Short exercise: Copy out the listing that follows, exact in every word, and skip the images.

_ _ _

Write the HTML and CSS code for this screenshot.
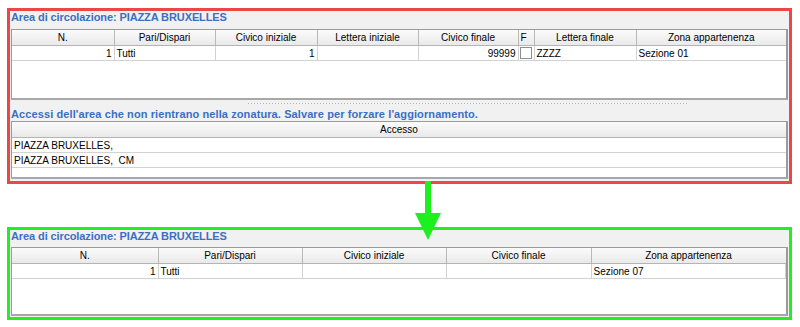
FILE: index.html
```html
<!DOCTYPE html>
<html lang="it">
<head>
<meta charset="utf-8">
<title>Area di circolazione</title>
<link rel="stylesheet" href="styles.css">
</head>
<body>
<div class="page">
  <section class="panel panel-red">
    <h2 class="panel-title">Area di circolazione: PIAZZA BRUXELLES</h2>
    <div class="grid grid-top">
      <table class="tbl">
        <colgroup>
          <col style="width:102px"><col style="width:101px"><col style="width:102px"><col style="width:101px"><col style="width:100px"><col style="width:16px"><col style="width:102px"><col>
        </colgroup>
        <thead>
          <tr><th>N.</th><th>Pari/Dispari</th><th>Civico iniziale</th><th>Lettera iniziale</th><th>Civico finale</th><th class="th-f">F</th><th>Lettera finale</th><th>Zona appartenenza</th></tr>
        </thead>
        <tbody>
          <tr><td class="num">1</td><td>Tutti</td><td class="num">1</td><td></td><td class="num">99999</td><td class="chk"><span class="checkbox"></span></td><td>ZZZZ</td><td>Sezione 01</td></tr>
        </tbody>
      </table>
    </div>
    <div class="splitter"></div>
    <h2 class="panel-title sub">Accessi dell'area che non rientrano nella zonatura. Salvare per forzare l'aggiornamento.</h2>
    <div class="grid grid-acc">
      <table class="tbl">
        <thead><tr><th>Accesso</th></tr></thead>
        <tbody>
          <tr><td>PIAZZA BRUXELLES,</td></tr>
          <tr><td>PIAZZA BRUXELLES,&nbsp; CM</td></tr>
        </tbody>
      </table>
    </div>
  </section>

  <div class="arrow" aria-hidden="true">
    <svg width="30" height="62" viewBox="0 0 30 62">
      <rect x="12" y="0" width="6" height="34" fill="#1ef01e"/>
      <polygon points="2,32 28,32 15,59" fill="#1ef01e"/>
    </svg>
  </div>

  <section class="panel panel-green">
    <h2 class="panel-title">Area di circolazione: PIAZZA BRUXELLES</h2>
    <div class="grid grid-bottom">
      <table class="tbl">
        <colgroup>
          <col style="width:146px"><col style="width:144px"><col style="width:144px"><col style="width:145px"><col>
        </colgroup>
        <thead>
          <tr><th>N.</th><th>Pari/Dispari</th><th>Civico iniziale</th><th>Civico finale</th><th>Zona appartenenza</th></tr>
        </thead>
        <tbody>
          <tr><td class="num">1</td><td>Tutti</td><td></td><td></td><td>Sezione 07</td></tr>
        </tbody>
      </table>
    </div>
  </section>
</div>
</body>
</html>
```

FILE: styles.css
```css
html, body {
  margin: 0;
  padding: 0;
  background: #ffffff;
}

.page {
  position: relative;
  width: 800px;
  height: 327px;
  padding-top: 8px;
  box-sizing: border-box;
  font-family: "Liberation Sans", Arial, sans-serif;
  font-size: 10px;
  color: #000;
}

.panel {
  width: 785px;
  margin-left: 7px;
  box-sizing: border-box;
  background: #f1f1f1;
  padding: 0 1px 0 1px;
  display: flex;
  flex-direction: column;
}

.panel-red {
  height: 176px;
  border: 3px solid #ec4646;
}

.panel-green {
  height: 93px;
  margin-top: 43px;
  border: 3px solid #22ee22;
}

.panel-title {
  margin: 0;
  height: 18px;
  line-height: 13px;
  font-size: 11px;
  font-weight: bold;
  color: #3b6fc4;
  white-space: nowrap;
  letter-spacing: -0.1px;
}

.panel-green .panel-title {
  height: 17px;
}

.panel-title.sub {
  height: 14px;
  line-height: 14px;
  letter-spacing: 0.1px;
}

.grid {
  width: 777px;
  box-sizing: border-box;
  background: #ffffff;
  border: 1px solid #9a9a9a;
  border-right-width: 2px;
  border-bottom-width: 2px;
  border-bottom-color: #a8a8a8;
}

.grid-top {
  height: 71px;
}

.grid-acc {
  height: 58px;
}

.grid-bottom {
  height: 69px;
}

.tbl {
  width: 100%;
  table-layout: fixed;
  border-collapse: collapse;
  font-size: 10px;
}

.tbl th {
  height: 15px;
  padding: 0;
  font-weight: normal;
  text-align: center;
  white-space: nowrap;
  overflow: hidden;
  background: linear-gradient(#fbfbfb, #e9e9e9);
  border-right: 1px solid #b9b9b9;
  border-bottom: 1px solid #b4b4b4;
  line-height: 14px;
}

.tbl th:last-child {
  border-right: none;
}

.tbl th.th-f {
  text-align: left;
  padding-left: 2px;
}

.tbl td {
  height: 14px;
  padding: 0 2px;
  white-space: nowrap;
  overflow: hidden;
  border-right: 1px solid #d2d2d2;
  border-bottom: 1px solid #d2d2d2;
  line-height: 13px;
}

.tbl td:last-child {
  border-right: none;
}

.tbl td.num {
  text-align: right;
}

.tbl td.chk {
  padding: 0 1px;
}

.checkbox {
  display: block;
  width: 10px;
  height: 10px;
  border: 1px solid #8e8e8e;
  background: #fff;
}

.grid-bottom .tbl td:last-child {
  border-right: 1px solid #d2d2d2;
}

.splitter {
  height: 7px;
  margin-left: 236px;
  width: 441px;
  background-image: radial-gradient(circle, #b5b5b5 0.6px, transparent 0.9px);
  background-size: 3px 3px;
  background-repeat: repeat-x;
  background-position: 0 2px;
}

.arrow {
  position: absolute;
  left: 413px;
  top: 181px;
  width: 30px;
  height: 62px;
}

.arrow svg {
  display: block;
}
```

_ _ _

Answer below:
Write the HTML and CSS code for this screenshot.
FILE: index.html
```html
<!DOCTYPE html>
<html lang="it">
<head>
<meta charset="utf-8">
<title>Area di circolazione</title>
<link rel="stylesheet" href="styles.css">
</head>
<body>
<div class="page">
  <section class="panel panel-red">
    <h2 class="panel-title">Area di circolazione: PIAZZA BRUXELLES</h2>
    <div class="grid grid-top">
      <table class="tbl">
        <colgroup>
          <col style="width:102px"><col style="width:101px"><col style="width:102px"><col style="width:101px"><col style="width:100px"><col style="width:16px"><col style="width:102px"><col>
        </colgroup>
        <thead>
          <tr><th>N.</th><th>Pari/Dispari</th><th>Civico iniziale</th><th>Lettera iniziale</th><th>Civico finale</th><th class="th-f">F</th><th>Lettera finale</th><th>Zona appartenenza</th></tr>
        </thead>
        <tbody>
          <tr><td class="num">1</td><td>Tutti</td><td class="num">1</td><td></td><td class="num">99999</td><td class="chk"><span class="checkbox"></span></td><td>ZZZZ</td><td>Sezione 01</td></tr>
        </tbody>
      </table>
    </div>
    <div class="splitter"></div>
    <h2 class="panel-title sub">Accessi dell'area che non rientrano nella zonatura. Salvare per forzare l'aggiornamento.</h2>
    <div class="grid grid-acc">
      <table class="tbl">
        <thead><tr><th>Accesso</th></tr></thead>
        <tbody>
          <tr><td>PIAZZA BRUXELLES,</td></tr>
          <tr><td>PIAZZA BRUXELLES,&nbsp; CM</td></tr>
        </tbody>
      </table>
    </div>
  </section>

  <div class="arrow" aria-hidden="true">
    <svg width="30" height="62" viewBox="0 0 30 62">
      <rect x="12" y="0" width="6" height="34" fill="#1ef01e"/>
      <polygon points="2,32 28,32 15,59" fill="#1ef01e"/>
    </svg>
  </div>

  <section class="panel panel-green">
    <h2 class="panel-title">Area di circolazione: PIAZZA BRUXELLES</h2>
    <div class="grid grid-bottom">
      <table class="tbl">
        <colgroup>
          <col style="width:146px"><col style="width:144px"><col style="width:144px"><col style="width:145px"><col>
        </colgroup>
        <thead>
          <tr><th>N.</th><th>Pari/Dispari</th><th>Civico iniziale</th><th>Civico finale</th><th>Zona appartenenza</th></tr>
        </thead>
        <tbody>
          <tr><td class="num">1</td><td>Tutti</td><td></td><td></td><td>Sezione 07</td></tr>
        </tbody>
      </table>
    </div>
  </section>
</div>
</body>
</html>
```

FILE: styles.css
```css
html, body {
  margin: 0;
  padding: 0;
  background: #ffffff;
}

.page {
  position: relative;
  width: 800px;
  height: 327px;
  padding-top: 8px;
  box-sizing: border-box;
  font-family: "Liberation Sans", Arial, sans-serif;
  font-size: 10px;
  color: #000;
}

.panel {
  width: 785px;
  margin-left: 7px;
  box-sizing: border-box;
  background: #f1f1f1;
  padding: 0 1px 0 1px;
  display: flex;
  flex-direction: column;
}

.panel-red {
  height: 176px;
  border: 3px solid #ec4646;
}

.panel-green {
  height: 93px;
  margin-top: 43px;
  border: 3px solid #22ee22;
}

.panel-title {
  margin: 0;
  height: 18px;
  line-height: 13px;
  font-size: 11px;
  font-weight: bold;
  color: #3b6fc4;
  white-space: nowrap;
  letter-spacing: -0.1px;
}

.panel-green .panel-title {
  height: 17px;
}

.panel-title.sub {
  height: 14px;
  line-height: 14px;
  letter-spacing: 0.1px;
}

.grid {
  width: 777px;
  box-sizing: border-box;
  background: #ffffff;
  border: 1px solid #9a9a9a;
  border-right-width: 2px;
  border-bottom-width: 2px;
  border-bottom-color: #a8a8a8;
}

.grid-top {
  height: 71px;
}

.grid-acc {
  height: 58px;
}

.grid-bottom {
  height: 69px;
}

.tbl {
  width: 100%;
  table-layout: fixed;
  border-collapse: collapse;
  font-size: 10px;
}

.tbl th {
  height: 15px;
  padding: 0;
  font-weight: normal;
  text-align: center;
  white-space: nowrap;
  overflow: hidden;
  background: linear-gradient(#fbfbfb, #e9e9e9);
  border-right: 1px solid #b9b9b9;
  border-bottom: 1px solid #b4b4b4;
  line-height: 14px;
}

.tbl th:last-child {
  border-right: none;
}

.tbl th.th-f {
  text-align: left;
  padding-left: 2px;
}

.tbl td {
  height: 14px;
  padding: 0 2px;
  white-space: nowrap;
  overflow: hidden;
  border-right: 1px solid #d2d2d2;
  border-bottom: 1px solid #d2d2d2;
  line-height: 13px;
}

.tbl td:last-child {
  border-right: none;
}

.tbl td.num {
  text-align: right;
}

.tbl td.chk {
  padding: 0 1px;
}

.checkbox {
  display: block;
  width: 10px;
  height: 10px;
  border: 1px solid #8e8e8e;
  background: #fff;
}

.grid-bottom .tbl td:last-child {
  border-right: 1px solid #d2d2d2;
}

.splitter {
  height: 7px;
  margin-left: 236px;
  width: 441px;
  background-image: radial-gradient(circle, #b5b5b5 0.6px, transparent 0.9px);
  background-size: 3px 3px;
  background-repeat: repeat-x;
  background-position: 0 2px;
}

.arrow {
  position: absolute;
  left: 413px;
  top: 181px;
  width: 30px;
  height: 62px;
}

.arrow svg {
  display: block;
}
```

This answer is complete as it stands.